November 12, 2010

Fifty-Goal Seasons never Strike Lightning Players Twice unless Their Name Is Stamkos



So, Tampa Bay Lightning captain Vincent Lecavalier is now out, which would kind of matter if the book on him hasn’t been for the past two years.

I believe it’s entitled Great Unfulfilled Expectations, an unheralded instant classic that chronicles the main character’s constant run-ins with two primary antagonists: the villainous injury bug, which time and again has slowed and killed any forward momentum mustered in his career, as well as his own past success, which continues to haunt him just as his overbearing 11-year, $85-million contract does management and the team’s fan base.

Brilliant stuff, really, subject to rave reviews. Granted those rave reviews have been written by division rivals and lower-tier players grateful for the inflationary side-effects his nonsense deal has had on their salaries, but any feedback must be good feedback when you’re talking about a player becoming increasingly irrelevant in the landscape of the game today, who’s now been reduced to playing second fiddle to fellow-center and fellow-former-number-one-draft-pick Steven Stamkos, who at the tender age of 19 was able to do what it took Lecavalier eight seasons to accomplish, and that is to score 50 goals in one season.

Admittedly, not too many players get the chance to count themselves among the true elite of the sport who have reached that milestone, and Lecavalier does deserve props for that one season back in 2006-2007, but his point and goal totals have dropped significantly since then, from 108 (52), to 92 (40), to 67 (29), followed by a slight uptick to 70 (24) last season.

I get that Lecavalier is currently the team’s captain and he brings certain “intangibles” to the table, but more and more those intangibles look like him handicapping his team financially for the next decade, thereby preventing them from ever repeating as Stanley Cup champions, which, by the way, they won without him as captain. He had been stripped of it for being too immature.

Of course, it’s hard to make the argument that the Lightning would be more competitive without Lecavalier on the roster, because they still have over $11 million in cap space with him, but as a small-market team the Lightning can ill-afford to throw money away to the first person that comes along, especially with the next person, Stamkos, due for a big raise when he becomes a restricted free agent this summer.

"I think I just tweaked something stretching... damn. Coach said NOT to over-exert myself."
So, with Lecavalier now out of the line-up after breaking his hand on the most innocuous of plays against the Washington Capitals, it now perhaps opens the door for more ice time to be given to some of the more deserving players on the Lightning’s roster, at least for the next three-to-four weeks, at which point he is set to return and brainwash the coaching staff into thinking he is actually more valuable than say Dominic Moore, another centre on the team that represents one-seventh of Lecavalier’s salary-cap hit.

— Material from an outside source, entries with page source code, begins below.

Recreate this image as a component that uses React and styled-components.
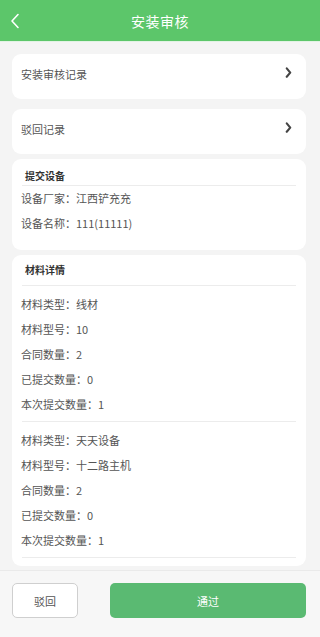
import styled, { createGlobalStyle } from 'styled-components';

const GlobalStyle = createGlobalStyle`
	html, body {
		margin: 0;
		padding: 0;
		background: #f4f4f4;
		font-family: 'Noto Sans CJK SC', 'Noto Sans', sans-serif;
	}
`;

const device = [
	{ label: '设备厂家', value: '江西铲充充' },
	{ label: '设备名称', value: '111(11111)' },
];

const materials = [
	[
		{ label: '材料类型', value: '线材' },
		{ label: '材料型号', value: '10' },
		{ label: '合同数量', value: '2' },
		{ label: '已提交数量', value: '0' },
		{ label: '本次提交数量', value: '1' },
	],
	[
		{ label: '材料类型', value: '天天设备' },
		{ label: '材料型号', value: '十二路主机' },
		{ label: '合同数量', value: '2' },
		{ label: '已提交数量', value: '0' },
		{ label: '本次提交数量', value: '1' },
	],
];

const Chevron = ({ color = '#444', size = 7, left }) => (
	<svg width={size} height={size * 1.6} viewBox="0 0 10 16" fill="none">
		<path
			d={left ? 'M8 1.5 L2 8 L8 14.5' : 'M2.5 2 L7.5 8 L2.5 14'}
			stroke={color}
			strokeWidth={left ? 1.6 : 3}
			strokeLinecap="round"
			strokeLinejoin="round"
		/>
	</svg>
);

export default function App() {
	return (
		<Page>
			<GlobalStyle />
			<Header>
				<Back>
					<Chevron color="#fff" size={10} left />
				</Back>
				<Title>安装审核</Title>
			</Header>
			<Content>
				<LinkCard $mb={5}>
					<LinkText>安装审核记录</LinkText>
					<Chevron />
				</LinkCard>
				<LinkCard>
					<LinkText>驳回记录</LinkText>
					<Chevron />
				</LinkCard>
				<Card $pb={14}>
					<CardTitle>提交设备</CardTitle>
					<Divider />
					{device.map((item) => (
						<Row key={item.label}>
							{item.label}：{item.value}
						</Row>
					))}
				</Card>
				<Card $pb={8} $pt={8}>
					<CardTitle $mb={8}>材料详情</CardTitle>
					<Divider />
					{materials.map((group, i) => (
						<Group key={i}>
							{group.map((item) => (
								<Row key={item.label}>
									{item.label}：{item.value}
								</Row>
							))}
							<Divider $mt={4} />
						</Group>
					))}
				</Card>
				<Card $pb={40} />
			</Content>
			<Footer>
				<RejectButton>驳回</RejectButton>
				<PassButton>通过</PassButton>
			</Footer>
		</Page>
	);
}

const Page = styled.div`
	display: flex;
	flex-direction: column;
	height: 100vh;
	background: #f4f4f4;
	overflow: hidden;
`;

const Header = styled.div`
	position: relative;
	flex: none;
	display: flex;
	align-items: center;
	justify-content: center;
	height: 41px;
	background: #5cc66a;
	border-bottom: 1px solid #e2f3e4;
`;

const Back = styled.div`
	position: absolute;
	left: 10px;
	top: 13px;
	display: flex;
`;

const Title = styled.div`
	color: #fff;
	font-size: 14px;
	letter-spacing: 0.5px;
`;

const Content = styled.div`
	flex: 1;
	overflow: hidden;
	display: flex;
	flex-direction: column;
	gap: 5px;
	padding: 12px 14px 0 12px;
`;

const LinkCard = styled.div`
	display: flex;
	align-items: flex-start;
	justify-content: space-between;
	height: 45px;
	padding: 13px 14px 0 9px;
	box-sizing: border-box;
	background: #fff;
	border-radius: 9px;
	margin-bottom: ${(p) => p.$mb || 0}px;
	flex: none;
`;

const LinkText = styled.div`
	font-size: 11px;
	color: #555;
	line-height: 14px;
`;

const Card = styled.div`
	flex: none;
	background: #fff;
	border-radius: 9px;
	padding: ${(p) => p.$pt || 10}px 10px ${(p) => p.$pb}px;
`;

const CardTitle = styled.div`
	font-size: 10px;
	font-weight: 700;
	color: #333;
	padding-left: 3px;
	line-height: 14px;
	margin-bottom: ${(p) => p.$mb || 2}px;
`;

const Divider = styled.div`
	height: 1px;
	background: #ececec;
	margin-top: ${(p) => p.$mt || 0}px;
`;

const Group = styled.div`
	display: flex;
	flex-direction: column;
	padding-top: 6px;
`;

const Row = styled.div`
	font-size: 11px;
	color: #555;
	line-height: 25px;
	margin-left: -1px;
`;

const Footer = styled.div`
	flex: none;
	display: flex;
	gap: 32px;
	height: 67px;
	padding: 12px 14px 0 12px;
	box-sizing: border-box;
	background: #f7f7f7;
	border-top: 1px solid #eaeaea;
`;

const RejectButton = styled.button`
	width: 66px;
	height: 35px;
	border: 1.5px solid #cfcfcf;
	border-radius: 5px;
	background: #fff;
	color: #555;
	font-family: inherit;
	font-size: 11px;
`;

const PassButton = styled.button`
	flex: 1;
	height: 35px;
	border: none;
	border-radius: 5px;
	background: #5aba72;
	color: #fff;
	font-family: inherit;
	font-size: 11px;
`;
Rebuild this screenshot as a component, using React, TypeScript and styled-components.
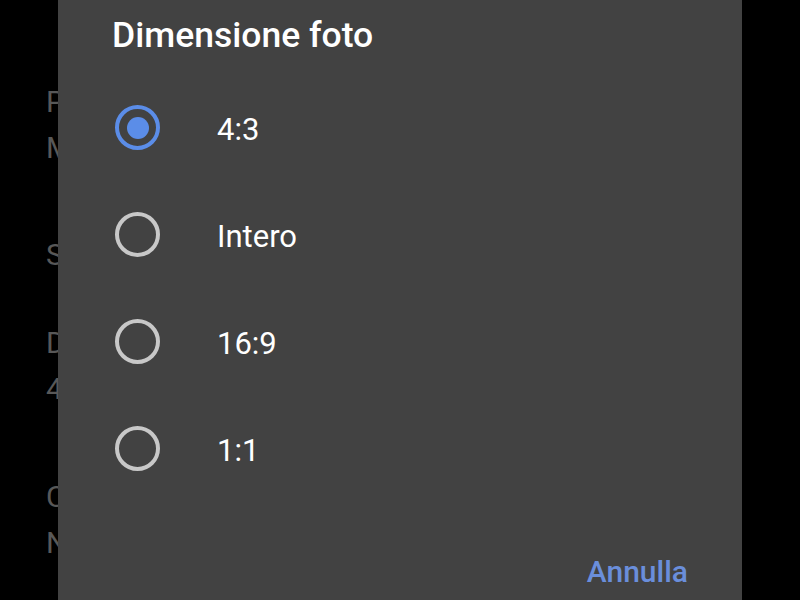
import styled, { createGlobalStyle } from 'styled-components';

const GlobalStyle = createGlobalStyle`
  html, body {
    margin: 0;
    padding: 0;
    background: #000;
    overflow: hidden;
  }
  body {
    font-family: Roboto, "Noto Sans", "Liberation Sans", sans-serif;
  }
`;

const Screen = styled.div`
  position: relative;
  width: 800px;
  height: 600px;
  background: #000;
  overflow: hidden;
`;

// settings page under the scrim, only its left edge shows past the dialog
const SettingsList = styled.div`
  display: flex;
  flex-direction: column;
  width: 12px;
  margin-left: 46px;
  padding-top: 79px;
  overflow: hidden;
`;

const SettingGroup = styled.div<{ $gap: number }>`
  display: flex;
  flex-direction: column;
  margin-top: ${({ $gap }) => $gap}px;
`;

const SettingLine = styled.div`
  height: 46px;
  line-height: 46px;
  font-size: 30px;
  color: #585858;
  white-space: nowrap;
  overflow: hidden;
  text-overflow: clip;
`;

const Dialog = styled.div`
  position: absolute;
  left: 58px;
  top: -8px;
  bottom: -8px;
  width: 684px;
  background: #424242;
  border-radius: 4px;
  display: flex;
  flex-direction: column;
  padding-top: 23px;
  box-sizing: border-box;
`;

const Title = styled.h2`
  margin: 0;
  padding-left: 54px;
  height: 40px;
  line-height: 40px;
  font-size: 35.5px;
  font-weight: 500;
  color: #fff;
`;

const Options = styled.div`
  display: flex;
  flex-direction: column;
  margin-top: 19px;
`;

const OptionRow = styled.label`
  display: flex;
  align-items: center;
  height: 107px;
  padding-left: 57px;
  gap: 57px;
`;

const Radio = styled.span<{ $checked: boolean }>`
  width: 45px;
  height: 45px;
  box-sizing: border-box;
  border-radius: 50%;
  border: 4px solid ${({ $checked }) => ($checked ? '#5b8de8' : '#c8c8c8')};
  display: flex;
  align-items: center;
  justify-content: center;
  flex-shrink: 0;

  &::after {
    content: '';
    width: 22px;
    height: 22px;
    border-radius: 50%;
    background: #5b8de8;
    display: ${({ $checked }) => ($checked ? 'block' : 'none')};
  }
`;

const OptionLabel = styled.span`
  font-size: 31px;
  color: #fff;
  line-height: 36px;
  padding-top: 4px;
`;

const Footer = styled.div`
  display: flex;
  justify-content: flex-end;
  margin-top: 52px;
  padding-right: 54px;
`;

const TextButton = styled.button`
  background: none;
  border: none;
  padding: 0;
  font-family: inherit;
  font-size: 30px;
  font-weight: 500;
  line-height: 36px;
  color: #6a8edb;
`;

const settings = [
  { gap: 0, lines: ['Posizione', 'Memorizza posizione'] },
  { gap: 61, lines: ['Scatto'] },
  { gap: 42, lines: ['Dimensione foto', '4:3'] },
  { gap: 62, lines: ['Composizione', 'Nessuna'] },
];

const options = ['4:3', 'Intero', '16:9', '1:1'];

export default function App() {
  const selected = '4:3';

  return (
    <>
      <GlobalStyle />
      <Screen>
        <SettingsList>
          {settings.map((group, i) => (
            <SettingGroup key={i} $gap={group.gap}>
              {group.lines.map((line) => (
                <SettingLine key={line}>{line}</SettingLine>
              ))}
            </SettingGroup>
          ))}
        </SettingsList>

        <Dialog>
          <Title>Dimensione foto</Title>
          <Options>
            {options.map((opt) => (
              <OptionRow key={opt}>
                <Radio $checked={opt === selected} />
                <OptionLabel>{opt}</OptionLabel>
              </OptionRow>
            ))}
          </Options>
          <Footer>
            <TextButton>Annulla</TextButton>
          </Footer>
        </Dialog>
      </Screen>
    </>
  );
}
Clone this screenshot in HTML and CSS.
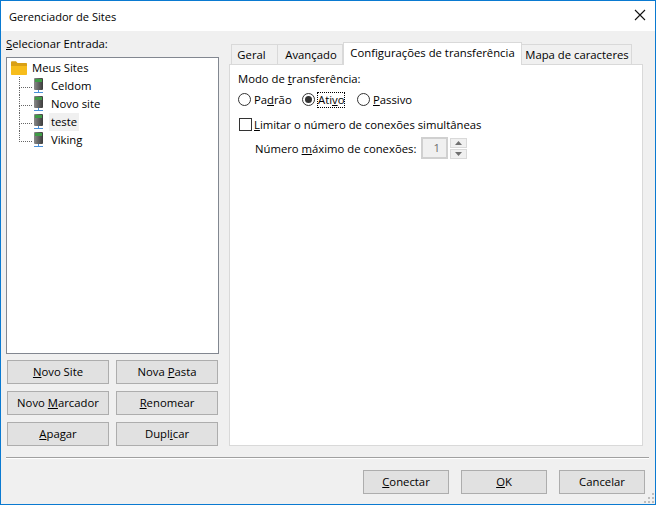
FILE: index.html

```html
<!DOCTYPE html>
<html lang="pt-BR">
<head>
  <meta charset="UTF-8" />
  <title>Gerenciador de Sites</title>
  <link rel="stylesheet" href="styles.css">
</head>
<body>
  <div class="window">
    <div class="titlebar">
      <span class="title">Gerenciador de Sites</span>
      <svg class="close" width="12" height="12" viewBox="0 0 12 12"><path d="M1 1l10 10M11 1L1 11" stroke="#111" stroke-width="1.1" fill="none"/></svg>
    </div>

    <div class="main">
      <div class="left">
        <div class="left-label"><u>S</u>elecionar Entrada:</div>
        <div class="tree">
          <div class="tree-root">
            <svg width="16" height="14" viewBox="0 0 16 14"><path d="M0 1.5C0 .7.5.3 1 .3h4l1.5 1.7H15c.6 0 1 .4 1 1v2H0z" fill="#d9a016"/><path d="M0 5h16v8c0 .6-.4 1-1 1H1c-.6 0-1-.4-1-1z" fill="#f7bd1c"/></svg>
            <span class="root-text">Meus Sites</span>
          </div>
          <ul class="tree-list">
            <li class="tree-item">
              <svg class="server" width="11" height="16" viewBox="0 0 11 16"><use href="#server-icon"/></svg>
              <span class="tree-text">Celdom</span>
            </li>
            <li class="tree-item">
              <svg class="server" width="11" height="16" viewBox="0 0 11 16"><use href="#server-icon"/></svg>
              <span class="tree-text">Novo site</span>
            </li>
            <li class="tree-item">
              <svg class="server" width="11" height="16" viewBox="0 0 11 16"><use href="#server-icon"/></svg>
              <span class="tree-text selected">teste</span>
            </li>
            <li class="tree-item">
              <svg class="server" width="11" height="16" viewBox="0 0 11 16"><use href="#server-icon"/></svg>
              <span class="tree-text">Viking</span>
            </li>
          </ul>
        </div>
        <div class="left-buttons">
          <button class="btn"><u>N</u>ovo Site</button>
          <button class="btn">Nova <u>P</u>asta</button>
          <button class="btn">Novo <u>M</u>arcador</button>
          <button class="btn"><u>R</u>enomear</button>
          <button class="btn"><u>A</u>pagar</button>
          <button class="btn">Dupl<u>i</u>car</button>
        </div>
      </div>

      <div class="right">
        <div class="tabs">
          <div class="tab tab-geral">Geral</div>
          <div class="tab tab-avancado">Avançado</div>
          <div class="tab active">Configurações de transferência</div>
          <div class="tab tab-mapa">Mapa de caracteres</div>
        </div>
        <div class="tab-page">
          <div class="group-label">Modo de <u>t</u>ransferência:</div>
          <div class="radios">
            <span class="option option-padrao"><i class="radio"></i><span>Pa<u>d</u>rão</span></span>
            <span class="option option-ativo"><i class="radio checked"></i><span class="focused">Ati<u>v</u>o</span></span>
            <span class="option"><i class="radio"></i><span><u>P</u>assivo</span></span>
          </div>
          <div class="limit"><i class="checkbox"></i><span><u>L</u>imitar o número de conexões simultâneas</span></div>
          <div class="max-row">
            <span class="max-label">Número <u>m</u>áximo de conexões:</span>
            <span class="spin-input">1</span>
            <span class="spin-buttons">
              <span class="spin-btn"><svg width="7" height="4" viewBox="0 0 7 4"><path d="M3.5 0L7 4H0z" fill="#707070"/></svg></span>
              <span class="spin-btn"><svg width="7" height="4" viewBox="0 0 7 4"><path d="M0 0h7L3.5 4z" fill="#707070"/></svg></span>
            </span>
          </div>
        </div>
      </div>
    </div>

    <div class="separator"></div>

    <div class="footer">
      <button class="btn wide"><u>C</u>onectar</button>
      <button class="btn wide"><u>O</u>K</button>
      <button class="btn wide">Cancelar</button>
    </div>
    <svg class="grip" width="11" height="11" viewBox="0 0 11 11"><path d="M8 0h2v2H8zM4 4h2v2H4zM8 4h2v2H8zM0 8h2v2H0zM4 8h2v2H4zM8 8h2v2H8z" fill="#bdbdbd"/></svg>
  </div>

  <svg width="0" height="0" class="defs">
    <defs>
      <linearGradient id="server-body" x1="0" x2="1" y1="0" y2="0">
        <stop offset="0" stop-color="#8a8a8a"/>
        <stop offset="1" stop-color="#3c3c3c"/>
      </linearGradient>
      <g id="server-icon">
        <rect x="1" y="0" width="9" height="12" rx="1" fill="url(#server-body)"/>
        <rect x="2" y="1" width="7" height="3" fill="#3f9c46"/>
        <rect x="5" y="12" width="1" height="3" fill="#4a90d9"/>
        <rect x="1" y="14" width="9" height="1" fill="#4a90d9"/>
      </g>
    </defs>
  </svg>
</body>
</html>
```

FILE: styles.css

```css
* {
  box-sizing: border-box;
}

html, body {
  margin: 0;
  height: 100%;
  overflow: hidden;
}

body {
  font-family: "Open Sans", "Noto Sans", sans-serif;
  font-size: 11.3px;
  color: #000;
  white-space: nowrap;
}

.defs {
  position: absolute;
}

.window {
  position: relative;
  width: 656px;
  height: 505px;
  background: #f0f0f0;
  border: 1px solid #0a7ad1;
  display: flex;
  flex-direction: column;
}

.titlebar {
  height: 30px;
  background: #fff;
  display: flex;
  align-items: center;
  justify-content: space-between;
  padding: 0 9px 0 8px;
}

.title {
  font-size: 11.1px;
}

.close {
  margin-bottom: 2px;
}

.main {
  display: flex;
  height: 415px;
  padding: 0 12px 0 5px;
  gap: 10px;
}

.left {
  width: 213px;
  flex: none;
  display: flex;
  flex-direction: column;
}

.left-label {
  height: 26px;
  line-height: 26px;
}

.tree {
  height: 297px;
  background: #fff;
  border: 1px solid #828790;
  padding: 1px 0 0 4px;
}

.tree-root {
  height: 18px;
  display: flex;
  align-items: center;
  gap: 5px;
}

.root-text {
  padding-bottom: 2px;
}

.tree-list {
  list-style: none;
  margin: 0;
  padding: 0;
}

.tree-item {
  position: relative;
  height: 18px;
  display: flex;
  align-items: center;
  padding-left: 22px;
}

/* dotted connectors */
.tree-item::before {
  content: "";
  position: absolute;
  left: 8px;
  top: 0;
  height: 10px;
  width: 12px;
  border-left: 1px dotted #666;
  border-bottom: 1px dotted #666;
}

.tree-item::after {
  content: "";
  position: absolute;
  left: 8px;
  top: 10px;
  height: 8px;
  border-left: 1px dotted #666;
}

.tree-item:last-child::after {
  display: none;
}

.tree-text {
  margin-left: 5px;
  padding: 0 2px;
  height: 18px;
  line-height: 18px;
}

.tree-text.selected {
  background: #f0f0f0;
}

.left-buttons {
  display: grid;
  grid-template-columns: 102px 102px;
  grid-auto-rows: 24px;
  column-gap: 7px;
  row-gap: 7px;
  padding: 6px 0 0 1px;
}

.btn {
  font: inherit;
  color: #000;
  background: #e1e1e1;
  border: 1px solid #adadad;
  padding: 0 0 2px;
  height: 24px;
}

.right {
  width: 414px;
  margin-top: 11px;
  height: 404px;
  display: flex;
  flex-direction: column;
}

.tabs {
  display: flex;
  align-items: flex-end;
  height: 22px;
  padding-left: 2px;
}

.tab {
  height: 20px;
  background: #f0f0f0;
  border: 1px solid #d9d9d9;
  border-bottom: 0;
  border-left: 0;
  line-height: 19px;
  text-align: center;
}

.tab-geral {
  width: 47px;
  padding-right: 6px;
  border-left: 1px solid #d9d9d9;
}

.tab-avancado {
  width: 65px;
  padding-left: 2px;
}

.tab-mapa {
  width: 110px;
  padding-left: 1px;
}

.tab.active {
  position: relative;
  width: 179px;
  height: 23px;
  margin-bottom: -1px;
  background: #fff;
  border-left: 1px solid #d9d9d9;
  line-height: 20px;
  z-index: 1;
}

.tab-page {
  flex: 1;
  background: #fff;
  border: 1px solid #d9d9d9;
  padding: 5px 8px;
}

.group-label {
  height: 17px;
  line-height: 17px;
}

.radios {
  display: flex;
  align-items: center;
  height: 19px;
  margin-top: 3px;
}

.option {
  display: flex;
  align-items: center;
  gap: 3px;
}

.option > span {
  line-height: 15px;
  padding-bottom: 1px;
}

.option-padrao {
  width: 64px;
}

.option-ativo {
  width: 55px;
}

.option > .focused {
  outline: 1px dotted #000;
  outline-offset: -1px;
  padding: 0 1px 1px;
  margin-left: -1px;
}

.radio {
  display: block;
  position: relative;
  width: 13px;
  height: 13px;
  border: 1px solid #333;
  border-radius: 50%;
  background: #fff;
}

.radio.checked::after {
  content: "";
  position: absolute;
  left: 2px;
  top: 2px;
  width: 7px;
  height: 7px;
  border-radius: 50%;
  background: #333;
}

.limit {
  display: flex;
  align-items: center;
  gap: 2px;
  height: 19px;
  margin-top: 6px;
  padding-left: 1px;
}

.limit span {
  padding-bottom: 1px;
}

.checkbox {
  display: block;
  width: 13px;
  height: 13px;
  border: 1px solid #333;
  background: #fff;
}

.max-row {
  display: flex;
  align-items: center;
  height: 22px;
  margin-top: 3px;
  padding-left: 17px;
}

.max-label {
  width: 166px;
}

.spin-input {
  width: 27px;
  height: 22px;
  border: 2px solid #d0d0d0;
  background: #f0f0f0;
  color: #6d6d6d;
  text-align: right;
  padding-right: 6px;
  line-height: 18px;
}

.spin-buttons {
  display: flex;
  flex-direction: column;
  gap: 1px;
  margin: 1px 0 0 2px;
  width: 17px;
}

.spin-btn {
  height: 10px;
  background: #f0f0f0;
  border: 1px solid #d9d9d9;
  display: flex;
  align-items: center;
  justify-content: center;
}

.separator {
  height: 2px;
  margin: 11px 6px 0 5px;
  background: #a0a0a0;
  border-bottom: 1px solid #fff;
}

.footer {
  display: flex;
  justify-content: flex-end;
  gap: 12px;
  padding: 11px 10px 0 0;
}

.btn.wide {
  width: 86px;
}

.grip {
  position: absolute;
  right: 0;
  bottom: 0;
}
```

Moore, who has played four less games due to a groin injury, has just two fewer points. Not only that, but he gets less ice time than Lecavalier. So much so that, when adding up his ice time into 60-minute shifts, he averages 3.60 points per full game. Lecavalier averages 2.07. Even one of the team’s reserve centres in Blair Jones, with just two points, averages 3.56 points per full game, having played just 33:42 this year.

Obviously, putting Jones ahead of Lecavalier on the team’s depth chart is ludicrious, but it is food for thought along with the fact that the league’s leading scorer in Stamkos averages 5.41 points, meaning Vinny has quite a ways to go to catch up to his young understudy, who stopped following in his shoes about the time Barry Melrose stopped coaching the Lightning. Funny how that worked out, isn’t it?

Inevitably, the comparisons between the two have to stop, because it’s like comparing apples and oranges... a zesty orange filled to the brim with vitamin C to keep you healthy, and a rotten apple rife with worms and brown spots after taking one too many tumbles over the years.

Lecavalier isn’t really guilty of much. As of the end of the last season, he has the most points of anyone taken in the 1998 draft, so he came very much as advertised as the best player available that year. Of course, when the team’s owner at the time, Art Williams, declared he would be the Michael Jordan of hockey it raised expectations up to a certain point. For God’s sakes, Lecavalier hasn’t even been the Scottie Pippen of hockey, but the same last name sure does fit.